DATA PROVIDED =>
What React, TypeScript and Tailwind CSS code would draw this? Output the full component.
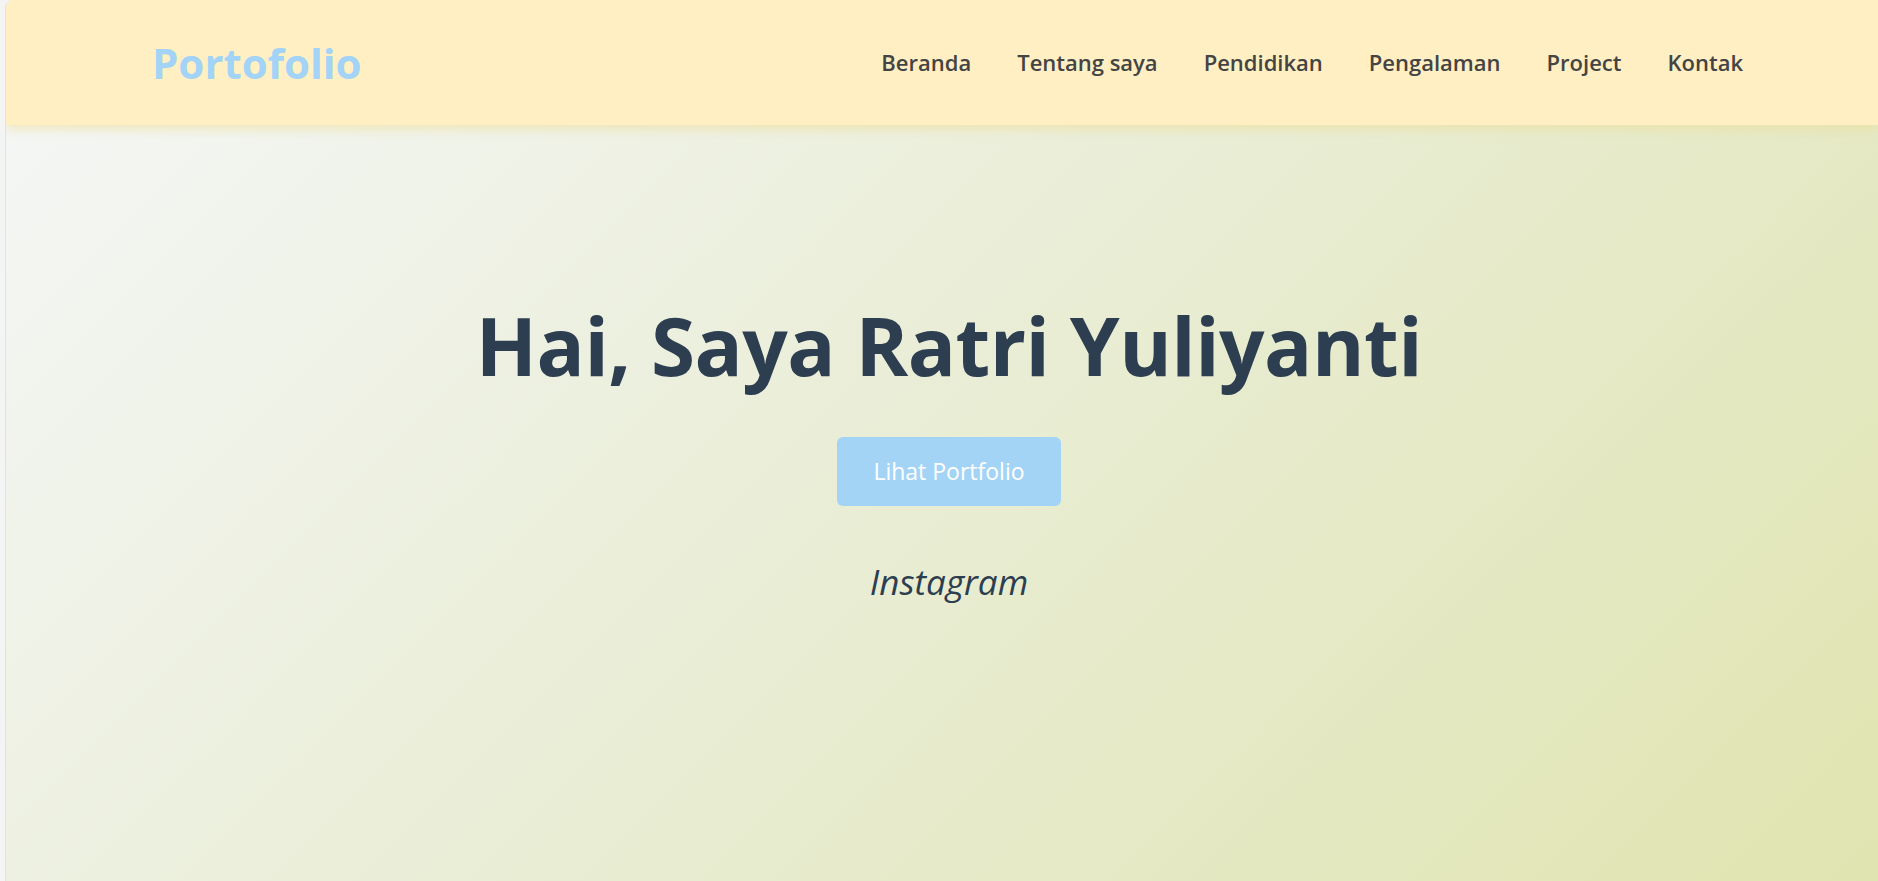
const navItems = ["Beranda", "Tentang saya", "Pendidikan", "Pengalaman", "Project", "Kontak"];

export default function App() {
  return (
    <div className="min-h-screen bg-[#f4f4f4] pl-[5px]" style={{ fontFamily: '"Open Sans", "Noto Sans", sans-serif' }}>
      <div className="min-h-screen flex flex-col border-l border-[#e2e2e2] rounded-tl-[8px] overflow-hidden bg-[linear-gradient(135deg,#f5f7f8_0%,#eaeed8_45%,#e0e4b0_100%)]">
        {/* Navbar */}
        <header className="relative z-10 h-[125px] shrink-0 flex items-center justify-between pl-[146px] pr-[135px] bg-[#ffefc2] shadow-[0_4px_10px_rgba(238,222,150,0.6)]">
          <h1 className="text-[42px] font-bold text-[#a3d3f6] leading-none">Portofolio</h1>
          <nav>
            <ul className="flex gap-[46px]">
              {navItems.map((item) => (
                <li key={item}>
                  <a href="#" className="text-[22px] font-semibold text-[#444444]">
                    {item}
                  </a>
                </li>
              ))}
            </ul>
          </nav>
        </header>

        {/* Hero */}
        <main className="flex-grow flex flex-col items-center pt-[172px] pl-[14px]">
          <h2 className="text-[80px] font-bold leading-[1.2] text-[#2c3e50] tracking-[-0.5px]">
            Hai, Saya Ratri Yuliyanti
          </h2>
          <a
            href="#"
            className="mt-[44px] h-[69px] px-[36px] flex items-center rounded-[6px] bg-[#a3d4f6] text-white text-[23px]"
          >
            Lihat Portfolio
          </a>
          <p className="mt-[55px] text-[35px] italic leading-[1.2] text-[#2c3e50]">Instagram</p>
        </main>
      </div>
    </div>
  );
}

WHAT THE EXERCISE ASKS => All of the data above should be quoted exactly, except for the pictures.

SOLUTION =>
What React, TypeScript and Tailwind CSS code would draw this? Output the full component.
const navItems = ["Beranda", "Tentang saya", "Pendidikan", "Pengalaman", "Project", "Kontak"];

export default function App() {
  return (
    <div className="min-h-screen bg-[#f4f4f4] pl-[5px]" style={{ fontFamily: '"Open Sans", "Noto Sans", sans-serif' }}>
      <div className="min-h-screen flex flex-col border-l border-[#e2e2e2] rounded-tl-[8px] overflow-hidden bg-[linear-gradient(135deg,#f5f7f8_0%,#eaeed8_45%,#e0e4b0_100%)]">
        {/* Navbar */}
        <header className="relative z-10 h-[125px] shrink-0 flex items-center justify-between pl-[146px] pr-[135px] bg-[#ffefc2] shadow-[0_4px_10px_rgba(238,222,150,0.6)]">
          <h1 className="text-[42px] font-bold text-[#a3d3f6] leading-none">Portofolio</h1>
          <nav>
            <ul className="flex gap-[46px]">
              {navItems.map((item) => (
                <li key={item}>
                  <a href="#" className="text-[22px] font-semibold text-[#444444]">
                    {item}
                  </a>
                </li>
              ))}
            </ul>
          </nav>
        </header>

        {/* Hero */}
        <main className="flex-grow flex flex-col items-center pt-[172px] pl-[14px]">
          <h2 className="text-[80px] font-bold leading-[1.2] text-[#2c3e50] tracking-[-0.5px]">
            Hai, Saya Ratri Yuliyanti
          </h2>
          <a
            href="#"
            className="mt-[44px] h-[69px] px-[36px] flex items-center rounded-[6px] bg-[#a3d4f6] text-white text-[23px]"
          >
            Lihat Portfolio
          </a>
          <p className="mt-[55px] text-[35px] italic leading-[1.2] text-[#2c3e50]">Instagram</p>
        </main>
      </div>
    </div>
  );
}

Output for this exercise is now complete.